Pour la Suisse, cet événement est d'une importance symbolique particulière puisqu'il s'inscrit dans un contexte d'intense activité pour la défense des droits humains et la promotion d'une pratique judiciaire moralement juste. En effet, notre pays préside actuellement le comité des ministres du Conseil de l'Europe (CdE), dont l'opposition à la peine de mort constitue une des valeurs cardinales; il s'agit même d'un critère d'adhésion au CdE en même temps qu'un catalyseur important de son action politique, à témoin les efforts de Strasbourg pour faire avancer la cause abolitionniste auprès du dernier Etat européen à appliquer encore la peine de mort, la Biélorussie.

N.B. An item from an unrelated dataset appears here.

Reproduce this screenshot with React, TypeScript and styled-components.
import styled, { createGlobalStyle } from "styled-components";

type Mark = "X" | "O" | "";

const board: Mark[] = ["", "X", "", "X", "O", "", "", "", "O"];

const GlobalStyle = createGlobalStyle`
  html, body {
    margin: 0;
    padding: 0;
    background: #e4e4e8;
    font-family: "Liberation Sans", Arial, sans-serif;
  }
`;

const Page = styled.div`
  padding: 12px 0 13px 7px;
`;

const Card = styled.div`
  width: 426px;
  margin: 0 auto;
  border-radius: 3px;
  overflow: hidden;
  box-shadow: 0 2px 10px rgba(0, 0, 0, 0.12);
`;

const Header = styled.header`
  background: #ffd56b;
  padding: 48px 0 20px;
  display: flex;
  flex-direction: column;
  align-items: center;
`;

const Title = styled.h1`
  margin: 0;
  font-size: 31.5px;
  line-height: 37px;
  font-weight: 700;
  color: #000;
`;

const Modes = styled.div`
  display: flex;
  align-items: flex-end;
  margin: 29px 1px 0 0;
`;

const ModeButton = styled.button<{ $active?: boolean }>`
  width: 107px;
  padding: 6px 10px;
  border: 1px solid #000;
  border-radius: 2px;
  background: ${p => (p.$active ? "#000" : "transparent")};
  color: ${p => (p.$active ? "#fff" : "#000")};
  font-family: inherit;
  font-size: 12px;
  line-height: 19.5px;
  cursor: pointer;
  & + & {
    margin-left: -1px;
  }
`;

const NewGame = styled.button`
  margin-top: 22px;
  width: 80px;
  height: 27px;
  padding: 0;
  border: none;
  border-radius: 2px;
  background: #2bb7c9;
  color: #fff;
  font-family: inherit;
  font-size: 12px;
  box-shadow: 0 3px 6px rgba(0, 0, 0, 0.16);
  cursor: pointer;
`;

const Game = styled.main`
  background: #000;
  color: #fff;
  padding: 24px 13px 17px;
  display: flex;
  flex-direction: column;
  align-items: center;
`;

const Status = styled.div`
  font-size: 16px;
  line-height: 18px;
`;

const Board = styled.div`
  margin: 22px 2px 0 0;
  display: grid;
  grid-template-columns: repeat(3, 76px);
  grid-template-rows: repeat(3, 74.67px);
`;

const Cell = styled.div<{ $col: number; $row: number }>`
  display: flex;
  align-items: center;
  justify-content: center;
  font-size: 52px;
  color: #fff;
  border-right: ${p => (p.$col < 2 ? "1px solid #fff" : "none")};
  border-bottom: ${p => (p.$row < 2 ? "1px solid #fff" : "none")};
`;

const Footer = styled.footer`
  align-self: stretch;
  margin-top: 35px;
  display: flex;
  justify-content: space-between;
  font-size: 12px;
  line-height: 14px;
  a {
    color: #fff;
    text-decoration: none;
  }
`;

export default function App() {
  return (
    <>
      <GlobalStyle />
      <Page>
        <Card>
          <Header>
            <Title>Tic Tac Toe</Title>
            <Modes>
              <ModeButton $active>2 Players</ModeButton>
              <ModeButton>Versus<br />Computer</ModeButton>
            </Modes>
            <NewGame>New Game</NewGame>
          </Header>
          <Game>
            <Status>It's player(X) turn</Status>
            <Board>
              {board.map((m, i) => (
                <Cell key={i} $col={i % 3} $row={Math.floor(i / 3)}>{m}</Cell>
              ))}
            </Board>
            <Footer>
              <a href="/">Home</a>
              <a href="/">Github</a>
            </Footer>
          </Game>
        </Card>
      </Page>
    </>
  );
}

En outre, le Congrès de Genève est là pour rappeler l'engagement de la Suisse pour la promotion de pratiques de justice et de police défendables sur un plan moral et qui ne se rabaissent pas au niveau des «ennemis» qu'elles combattent - je pense ici aux dérapages de la fameuse «guerre contre le terrorisme».

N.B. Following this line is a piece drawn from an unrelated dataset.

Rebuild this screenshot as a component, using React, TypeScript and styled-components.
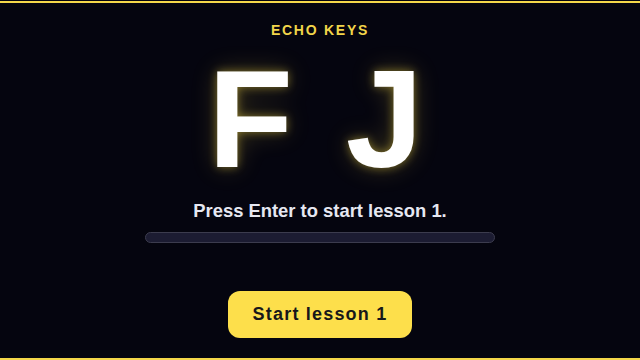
import React from "react";
import styled, { createGlobalStyle } from "styled-components";

const Global = createGlobalStyle`
  html, body { margin: 0; padding: 0; background: #05050f; }
  body { font-family: "Liberation Sans", Arial, sans-serif; }
  * { box-sizing: border-box; }
`;

const Frame = styled.div`
  margin-top: 1px;
  height: 359px;
  border-top: 2px solid #f5d84a;
  border-bottom: 2px solid #f5d84a;
  background: #05050f;
  display: flex;
  flex-direction: column;
  align-items: center;
  padding-top: 19px;
`;

const Title = styled.div`
  font-size: 14px;
  line-height: 16px;
  font-weight: 700;
  letter-spacing: 1.75px;
  color: #f2d54a;
`;

const Keys = styled.div`
  margin-top: 11px;
  display: flex;
  gap: 53px;
  padding-right: 9px;
  height: 140px;
`;

const Key = styled.span`
  font-size: 139px;
  line-height: 140px;
  font-weight: 700;
  color: #ffffff;
  text-shadow: 0 0 10px rgba(253, 224, 71, 0.45), 0 0 26px rgba(253, 224, 71, 0.22);
`;

const Prompt = styled.div`
  margin-top: 11px;
  font-size: 18.4px;
  line-height: 22px;
  font-weight: 700;
  color: #e6e8f2;
`;

const Track = styled.div`
  margin-top: 10px;
  width: 350px;
  height: 11px;
  border-radius: 6px;
  background: #1c1c32;
  border: 1px solid #3c3c4e;
`;

const StartButton = styled.button`
  margin-top: 48px;
  width: 184px;
  height: 47px;
  border: none;
  border-radius: 12px;
  background: #fddf4b;
  color: #17171a;
  font-family: "Liberation Sans", Arial, sans-serif;
  font-size: 18px;
  font-weight: 700;
  letter-spacing: 1.2px;
  cursor: pointer;
`;

export default function App() {
  return (
    <>
      <Global />
      <Frame>
        <Title>ECHO KEYS</Title>
        <Keys>
          <Key>F</Key>
          <Key>J</Key>
        </Keys>
        <Prompt>Press Enter to start lesson 1.</Prompt>
        <Track />
        <StartButton>Start lesson 1</StartButton>
      </Frame>
    </>
  );
}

En effet, notre pays a récemment envoyé un signal fort dans ce sens avec la dénonciation, par le Conseil des Etats, de la liste noire du Conseil de sécurité de l'ONU; pour rappel, cette dernière permet d'emprisonner de façon arbitraire (et, dans la pratique, de manière tout à fait abusive) des individus suspectés de liens avec des organisations terroristes. Et, n'en déplaise aux isolationnistes de tout poil, le projet de certains cantons suisses d'accueillir des ex-détenus de Guantanamo s'inscrit exactement dans la même logique: il s'agit de proclamer que les accusés, quels que soient les crimes qu'ils ont commis ou qu'on leur prête, ont droit à des conditions de jugement et de détention ainsi qu'à une peine qui respectent les droits humains fondamentaux. Tout ordre politico-judiciaire qui les bafoue par des jugements arbitraires, des prisons secrètes, l'usage de la torture, l'enfermement interminable dans les couloirs de la mort ou le recours à la peine capitale perd une bonne part de légitimité et vide de leur sens les valeurs qu'il prétend défendre.
L'abolition de la peine de mort revêt ainsi la même importance que la suppression des pratiques arbitraires ou de la torture: elle constitue un impératif pour la sauvegarde de l'Etat de droit et la crédibilité des valeurs qu'il s'attache à promouvoir.